> _Exercise aim_: What number of lines contain the word "TypeScript"? Reply with the number and nothing else.
───── Source records ─────
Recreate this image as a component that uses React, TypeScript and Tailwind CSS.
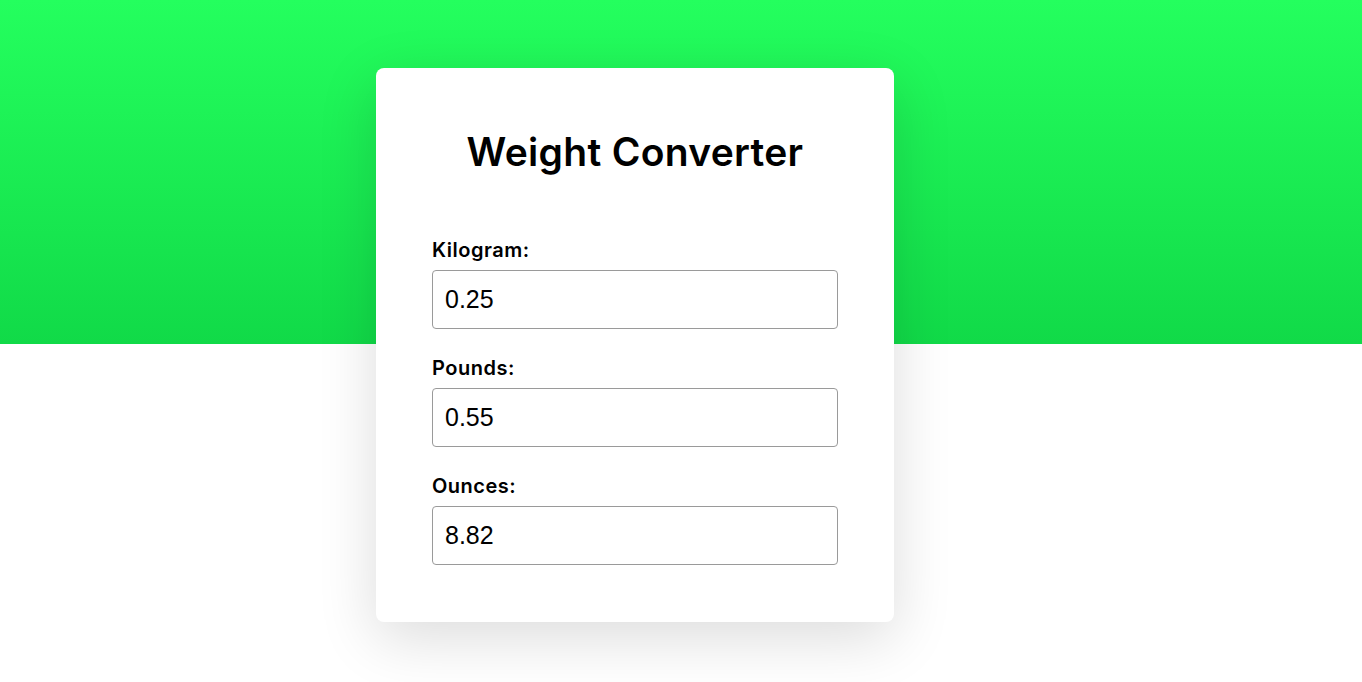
─────
───── Source records ─────
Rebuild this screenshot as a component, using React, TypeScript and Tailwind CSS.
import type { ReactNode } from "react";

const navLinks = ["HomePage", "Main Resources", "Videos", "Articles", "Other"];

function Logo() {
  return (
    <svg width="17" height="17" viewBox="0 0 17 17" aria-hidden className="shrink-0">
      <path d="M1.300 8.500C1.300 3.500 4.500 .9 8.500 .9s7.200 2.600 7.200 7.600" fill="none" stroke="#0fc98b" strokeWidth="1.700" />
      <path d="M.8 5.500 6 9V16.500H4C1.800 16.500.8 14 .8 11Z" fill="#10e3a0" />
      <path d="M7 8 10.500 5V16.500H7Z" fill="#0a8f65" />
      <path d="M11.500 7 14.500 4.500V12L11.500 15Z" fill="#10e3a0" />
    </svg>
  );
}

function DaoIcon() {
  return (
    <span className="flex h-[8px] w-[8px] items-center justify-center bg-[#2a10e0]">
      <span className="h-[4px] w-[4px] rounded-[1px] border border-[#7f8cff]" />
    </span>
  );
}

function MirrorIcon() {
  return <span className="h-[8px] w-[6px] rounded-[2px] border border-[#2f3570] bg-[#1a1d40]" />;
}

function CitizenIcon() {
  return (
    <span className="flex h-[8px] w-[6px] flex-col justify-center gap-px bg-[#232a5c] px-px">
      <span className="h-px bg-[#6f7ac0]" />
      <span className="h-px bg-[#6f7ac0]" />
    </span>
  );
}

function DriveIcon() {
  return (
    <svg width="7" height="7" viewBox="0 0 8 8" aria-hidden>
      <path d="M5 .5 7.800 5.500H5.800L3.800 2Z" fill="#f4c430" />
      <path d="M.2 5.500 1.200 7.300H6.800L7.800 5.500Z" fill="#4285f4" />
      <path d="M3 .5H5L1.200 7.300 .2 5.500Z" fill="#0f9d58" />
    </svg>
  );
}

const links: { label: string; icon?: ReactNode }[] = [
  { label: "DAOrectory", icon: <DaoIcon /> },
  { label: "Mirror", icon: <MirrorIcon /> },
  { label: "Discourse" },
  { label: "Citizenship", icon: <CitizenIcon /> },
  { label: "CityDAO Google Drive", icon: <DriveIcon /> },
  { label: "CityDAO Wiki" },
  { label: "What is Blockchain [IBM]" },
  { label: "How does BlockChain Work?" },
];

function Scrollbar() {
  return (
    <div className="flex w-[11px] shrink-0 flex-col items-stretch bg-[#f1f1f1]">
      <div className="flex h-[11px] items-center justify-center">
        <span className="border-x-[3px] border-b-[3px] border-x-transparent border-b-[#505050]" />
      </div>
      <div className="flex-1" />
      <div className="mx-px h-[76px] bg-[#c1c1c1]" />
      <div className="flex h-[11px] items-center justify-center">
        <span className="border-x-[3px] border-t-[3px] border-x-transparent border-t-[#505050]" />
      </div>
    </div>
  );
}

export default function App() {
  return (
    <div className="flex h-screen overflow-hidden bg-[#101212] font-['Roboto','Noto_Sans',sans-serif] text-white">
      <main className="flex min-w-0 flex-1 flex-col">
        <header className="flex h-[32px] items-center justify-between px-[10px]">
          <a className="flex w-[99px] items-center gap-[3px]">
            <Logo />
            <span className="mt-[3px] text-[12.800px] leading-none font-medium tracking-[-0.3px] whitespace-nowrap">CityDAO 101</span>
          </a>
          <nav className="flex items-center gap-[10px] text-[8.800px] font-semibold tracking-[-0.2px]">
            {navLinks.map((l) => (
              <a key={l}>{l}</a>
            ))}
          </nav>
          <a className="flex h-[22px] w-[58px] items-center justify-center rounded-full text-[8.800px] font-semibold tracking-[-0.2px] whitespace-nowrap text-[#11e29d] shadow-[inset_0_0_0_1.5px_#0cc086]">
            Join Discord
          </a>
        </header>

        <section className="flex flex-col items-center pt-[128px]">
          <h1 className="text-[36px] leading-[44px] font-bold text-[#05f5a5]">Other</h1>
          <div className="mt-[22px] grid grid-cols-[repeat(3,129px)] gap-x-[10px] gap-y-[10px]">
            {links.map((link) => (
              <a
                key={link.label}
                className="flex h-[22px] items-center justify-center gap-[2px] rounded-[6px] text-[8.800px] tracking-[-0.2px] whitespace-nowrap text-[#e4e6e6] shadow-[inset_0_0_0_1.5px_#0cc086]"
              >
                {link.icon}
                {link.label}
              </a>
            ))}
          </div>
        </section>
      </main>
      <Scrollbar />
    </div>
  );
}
─────
───── Source records ─────
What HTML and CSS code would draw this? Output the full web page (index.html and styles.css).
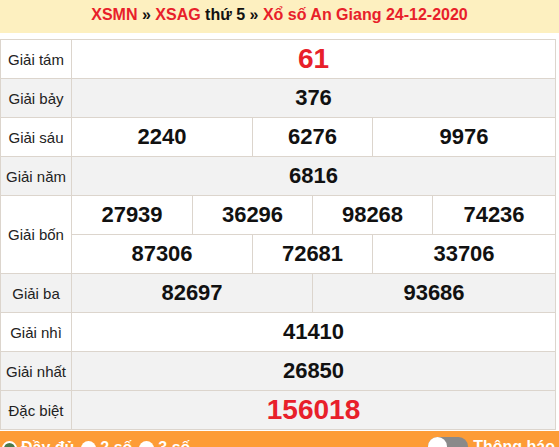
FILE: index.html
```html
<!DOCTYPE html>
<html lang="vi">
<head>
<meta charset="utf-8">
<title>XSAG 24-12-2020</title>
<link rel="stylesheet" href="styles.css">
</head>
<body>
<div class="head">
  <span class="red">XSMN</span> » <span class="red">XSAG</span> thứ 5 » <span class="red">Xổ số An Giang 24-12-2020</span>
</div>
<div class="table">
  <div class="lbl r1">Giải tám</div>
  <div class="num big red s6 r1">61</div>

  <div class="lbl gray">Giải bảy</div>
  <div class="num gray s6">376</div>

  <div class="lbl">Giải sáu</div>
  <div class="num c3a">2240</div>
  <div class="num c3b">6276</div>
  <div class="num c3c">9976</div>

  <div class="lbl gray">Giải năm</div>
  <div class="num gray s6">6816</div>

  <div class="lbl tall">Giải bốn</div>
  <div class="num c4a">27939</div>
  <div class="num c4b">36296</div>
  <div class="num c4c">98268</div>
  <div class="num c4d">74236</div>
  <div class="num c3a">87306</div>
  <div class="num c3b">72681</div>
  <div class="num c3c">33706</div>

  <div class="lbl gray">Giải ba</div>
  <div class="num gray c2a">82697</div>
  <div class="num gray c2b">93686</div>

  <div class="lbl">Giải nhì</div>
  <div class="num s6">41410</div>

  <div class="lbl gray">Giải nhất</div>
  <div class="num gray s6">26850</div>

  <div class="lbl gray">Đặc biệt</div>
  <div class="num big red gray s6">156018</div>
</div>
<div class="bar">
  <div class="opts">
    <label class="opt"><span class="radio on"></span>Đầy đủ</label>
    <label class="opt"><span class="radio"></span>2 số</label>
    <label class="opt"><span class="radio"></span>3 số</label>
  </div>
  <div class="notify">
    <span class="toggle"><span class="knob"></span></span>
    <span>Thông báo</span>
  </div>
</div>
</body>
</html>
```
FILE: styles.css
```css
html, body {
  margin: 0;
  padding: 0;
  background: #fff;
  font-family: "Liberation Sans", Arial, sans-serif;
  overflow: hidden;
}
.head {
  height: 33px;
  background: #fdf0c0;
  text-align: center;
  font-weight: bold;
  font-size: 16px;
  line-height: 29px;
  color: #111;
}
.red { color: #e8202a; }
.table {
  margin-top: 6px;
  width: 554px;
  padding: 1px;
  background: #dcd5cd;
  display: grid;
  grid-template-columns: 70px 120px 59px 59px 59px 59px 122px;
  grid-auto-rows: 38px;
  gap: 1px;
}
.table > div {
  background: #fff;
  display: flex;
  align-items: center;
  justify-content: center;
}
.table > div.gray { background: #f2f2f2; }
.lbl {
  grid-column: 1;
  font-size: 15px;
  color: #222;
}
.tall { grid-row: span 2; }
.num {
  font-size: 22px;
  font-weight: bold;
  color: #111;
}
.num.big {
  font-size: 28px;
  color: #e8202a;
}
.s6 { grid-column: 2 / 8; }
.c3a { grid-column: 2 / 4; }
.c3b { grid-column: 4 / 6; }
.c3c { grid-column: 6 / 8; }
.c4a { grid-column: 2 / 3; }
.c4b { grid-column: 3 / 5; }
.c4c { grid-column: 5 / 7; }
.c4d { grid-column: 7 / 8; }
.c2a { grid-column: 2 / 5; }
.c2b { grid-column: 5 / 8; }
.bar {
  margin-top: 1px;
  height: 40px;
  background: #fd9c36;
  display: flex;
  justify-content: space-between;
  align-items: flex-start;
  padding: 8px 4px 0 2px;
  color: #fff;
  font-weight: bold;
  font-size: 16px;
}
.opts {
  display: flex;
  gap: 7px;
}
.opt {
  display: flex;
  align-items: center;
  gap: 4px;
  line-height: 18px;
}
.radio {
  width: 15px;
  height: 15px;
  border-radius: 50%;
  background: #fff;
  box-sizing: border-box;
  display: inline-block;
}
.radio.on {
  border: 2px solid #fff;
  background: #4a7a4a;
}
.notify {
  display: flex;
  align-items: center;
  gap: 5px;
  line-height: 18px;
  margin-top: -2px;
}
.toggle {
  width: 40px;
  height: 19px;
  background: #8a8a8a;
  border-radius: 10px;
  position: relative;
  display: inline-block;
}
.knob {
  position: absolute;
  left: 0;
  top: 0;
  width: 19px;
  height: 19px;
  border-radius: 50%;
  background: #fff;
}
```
─────
> _Answer for the task_: 2